The kiss at the conclusion of Playing It Cool is one of those clichéd, fairytale endings.  As I discussed in the introduction, the movie is about trying to be honest about stereotypical things you see in romantic comedies.  The practicing Catholic in me frowns at sex being the solution to the tension between Me and Her, though that, too, is something the subgenre often relies upon for resolving plot points.  Such intimacy changes things.  What is remarkable to this Catholic is that a society that increasingly does not bat its collective eye at sexual profligacy continues to contradict itself by placing such importance on the marital act.  If such acts are of no importance, that people can do whatever they like before marriage without consequences, why should it matter if Her and Me do adult stuff together?  Please understand, I am not trying to claim a personal moral high ground.  I have been guilty of such pleasures in my life more times than I care to admit, but I do try to do better, and will continue to believe that celibacy before marriage is the right choice.  A movie like this one, if it could talk for itself, would argue that it is acceptable between two people that love each other.  Catholicism agrees with this stance so long as the two people in question are married.  Sex is, according to Pope St.
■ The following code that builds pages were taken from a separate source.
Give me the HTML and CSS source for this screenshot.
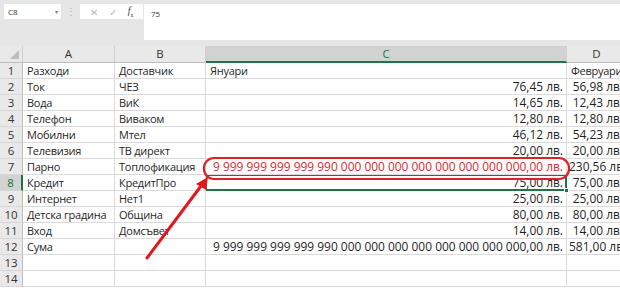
FILE: index.html
```html
<!DOCTYPE html>
<html lang="bg">
<head>
<meta charset="utf-8">
<link rel="stylesheet" href="styles.css">
</head>
<body>
<div class="app">
  <div class="fbar">
    <div class="namebox"><span>C8</span><span class="dd">▾</span></div>
    <div class="grip">⋮</div>
    <div class="btns">
      <span class="b x">✕</span>
      <span class="b ok">✓</span>
      <span class="b fx"><i>f</i><sub>x</sub></span>
    </div>
    <div class="formula">75</div>
  </div>
  <div class="sheet">
    <div class="grid">
      <div class="corner"><span class="tri"></span></div>
      <div class="ch">A</div>
      <div class="ch">B</div>
      <div class="ch sel">C</div>
      <div class="ch">D</div>

      <div class="rh">1</div><div class="c">Разходи</div><div class="c">Доставчик</div><div class="c">Януари</div><div class="c">Февруари</div>
      <div class="rh">2</div><div class="c">Ток</div><div class="c">ЧЕЗ</div><div class="c n">76,45 лв.</div><div class="c n">56,98 лв.</div>
      <div class="rh">3</div><div class="c">Вода</div><div class="c">ВиК</div><div class="c n">14,65 лв.</div><div class="c n">12,43 лв.</div>
      <div class="rh">4</div><div class="c">Телефон</div><div class="c">Виваком</div><div class="c n">12,80 лв.</div><div class="c n">12,80 лв.</div>
      <div class="rh">5</div><div class="c">Мобилни</div><div class="c">Мтел</div><div class="c n">46,12 лв.</div><div class="c n">54,23 лв.</div>
      <div class="rh">6</div><div class="c">Телевизия</div><div class="c">ТВ директ</div><div class="c n">20,00 лв.</div><div class="c n">20,00 лв.</div>
      <div class="rh">7</div><div class="c">Парно</div><div class="c">Топлофикация</div><div class="c n red">9 999 999 999 999 990 000 000 000 000 000 000 000 000,00 лв.</div><div class="c n">230,56 лв.</div>
      <div class="rh rsel">8</div><div class="c">Кредит</div><div class="c">КредитПро</div><div class="c n active">75,00 лв.<span class="handle"></span></div><div class="c n">75,00 лв.</div>
      <div class="rh">9</div><div class="c">Интернет</div><div class="c">Нет1</div><div class="c n">25,00 лв.</div><div class="c n">25,00 лв.</div>
      <div class="rh">10</div><div class="c">Детска градина</div><div class="c">Община</div><div class="c n">80,00 лв.</div><div class="c n">80,00 лв.</div>
      <div class="rh">11</div><div class="c">Вход</div><div class="c">Домсъвет</div><div class="c n">14,00 лв.</div><div class="c n">14,00 лв.</div>
      <div class="rh">12</div><div class="c">Сума</div><div class="c"></div><div class="c n">9 999 999 999 999 990 000 000 000 000 000 000 000 000,00 лв.</div><div class="c n">581,00 лв.</div>
      <div class="rh">13</div><div class="c"></div><div class="c"></div><div class="c"></div><div class="c"></div>
      <div class="rh">14</div><div class="c"></div><div class="c"></div><div class="c"></div><div class="c"></div>
    </div>
    <svg class="markup" width="620" height="245" viewBox="0 45 620 245">
      <rect x="204" y="157" width="365" height="21" rx="10" ry="10" fill="none" stroke="#dc2128" stroke-width="2.2"/>
      <line x1="147" y1="257" x2="201" y2="185" stroke="#e3161d" stroke-width="3" stroke-linecap="round"/>
      <polygon points="208,176 196,183 206,189" fill="#e3161d"/>
    </svg>
  </div>
</div>
</body>
</html>
```
FILE: styles.css
```css
* { box-sizing: border-box; }
html, body { margin: 0; padding: 0; }
body {
  width: 620px;
  height: 290px;
  overflow: hidden;
  background: #fff;
  font-family: "Open Sans", "Liberation Sans", sans-serif;
}
.app { width: 620px; height: 290px; display: flex; flex-direction: column; }

.fbar {
  height: 46px;
  background: #e6e6e6;
  display: flex;
  align-items: flex-start;
  padding: 4px 0 0 4px;
  flex: none;
}
.namebox {
  width: 57px;
  height: 15px;
  background: #fff;
  display: flex;
  align-items: center;
  justify-content: space-between;
  padding: 0 3px 0 4px;
  font-size: 8px;
  color: #333;
}
.namebox .dd { font-size: 6px; color: #777; }
.grip {
  width: 19px;
  text-align: center;
  color: #b0b0b0;
  font-size: 10px;
  line-height: 15px;
}
.btns {
  width: 63px;
  height: 15px;
  background: #fff;
  display: flex;
  align-items: center;
  justify-content: space-around;
  padding: 0 4px;
  color: #b9b9b9;
  font-size: 10px;
}
.btns .fx { color: #444; font-family: "Liberation Serif", serif; font-size: 10px; }
.btns .fx sub { font-size: 6px; }
.formula {
  flex: 1;
  height: 36px;
  margin-left: 1px;
  background: #fff;
  font-size: 8px;
  color: #333;
  padding: 4px 0 0 7px;
}

.sheet { position: relative; flex: 1; }
.grid {
  display: grid;
  grid-template-columns: 23px 92px 91px 361px 60px;
  grid-template-rows: 17px repeat(14, 16px);
  color: #1f1f1f;
  line-height: 15px;
}
.corner {
  background: #e9e9e9;
  border-right: 1px solid #cfcfcf;
  border-bottom: 1px solid #bdbdbd;
  position: relative;
}
.tri {
  position: absolute;
  right: 3px;
  bottom: 3px;
  width: 0;
  height: 0;
  border-left: 9px solid transparent;
  border-bottom: 9px solid #bdbdbd;
}
.ch {
  background: #e9e9e9;
  border-right: 1px solid #d0d0d0;
  border-bottom: 1px solid #bdbdbd;
  text-align: center;
  color: #333;
  font-size: 11.5px;
  line-height: 16px;
}
.ch.sel {
  background: #d2d2d2;
  color: #217346;
  border-bottom: 2px solid #217346;
}
.rh {
  background: #e9e9e9;
  border-right: 1px solid #bdbdbd;
  border-bottom: 1px solid #d6d6d6;
  text-align: center;
  color: #333;
  font-size: 11.5px;
}
.rh.rsel {
  background: #d2d2d2;
  color: #217346;
  border-right: 2px solid #217346;
}
.c {
  border-right: 1px solid #dadada;
  border-bottom: 1px solid #dadada;
  padding: 0 3px 0 4px;
  white-space: nowrap;
  overflow: hidden;
  font-size: 11px;
  letter-spacing: -0.25px;
}
.c.n {
  text-align: right;
  font-size: 11.95px;
  letter-spacing: 0;
  padding: 0 3px 0 2px;
}
.c.red { color: #d42a2f; }
.c.active {
  position: relative;
  overflow: visible;
  box-shadow: 0 0 0 1px #217346 inset;
  border-bottom: 1px solid #217346;
  border-right: 1px solid #217346;
}
.handle {
  position: absolute;
  right: -3px;
  bottom: -3px;
  width: 5px;
  height: 5px;
  background: #217346;
  border: 1px solid #fff;
}
.markup {
  position: absolute;
  left: 0;
  top: 0;
  pointer-events: none;
}
```
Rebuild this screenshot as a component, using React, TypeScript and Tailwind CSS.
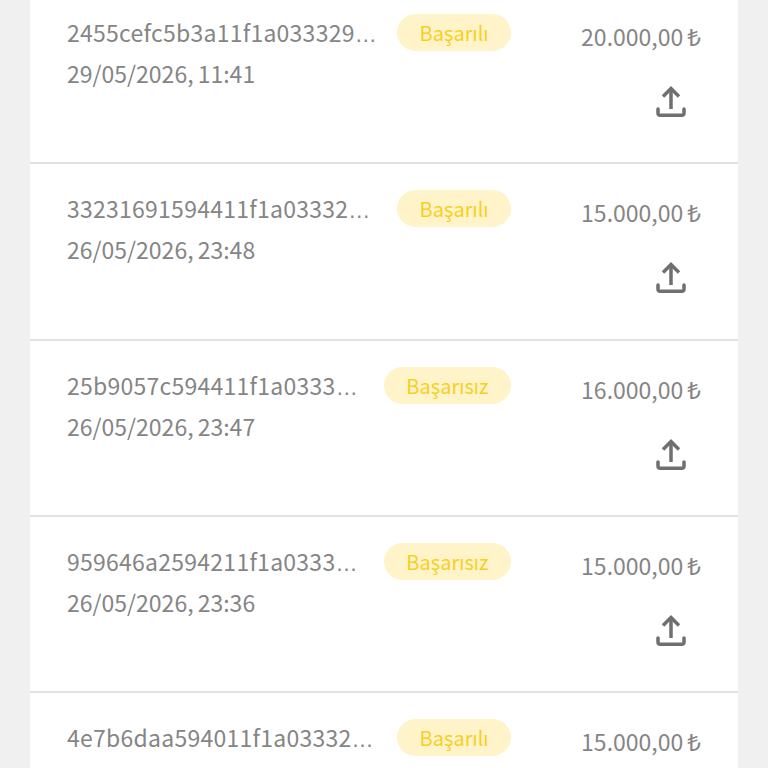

John Paul the Great’s Theology of the Body, as close as we will ever come to God’s creative power.  That is not to say that every coupling must result in pregnancy.  It does mean that spouses are invited to enjoy sex because it helps them become closer to God in a specific way only they can experience.  What separates them from what Her and Me is the sacrament of marriage.  Through the Holy Spirit, husband and wife become one flesh.  You might say that technically happens in a physical way during intercourse, and that may feel powerful if you love one another as these two do.  Ultimately, without God, something will always be missing.

God is missing from most movies, not just Playing it Cool.  In the end, what Me experiences is unrequited love, up until the last minute.  Whatever it is that happens with Her, he will only get what he truly seeks but does not want to acknowledge in seeking a relationship with God.  Then again, I could say the same thing about nearly every film I see.  In the meantime, I would exercise caution with this one.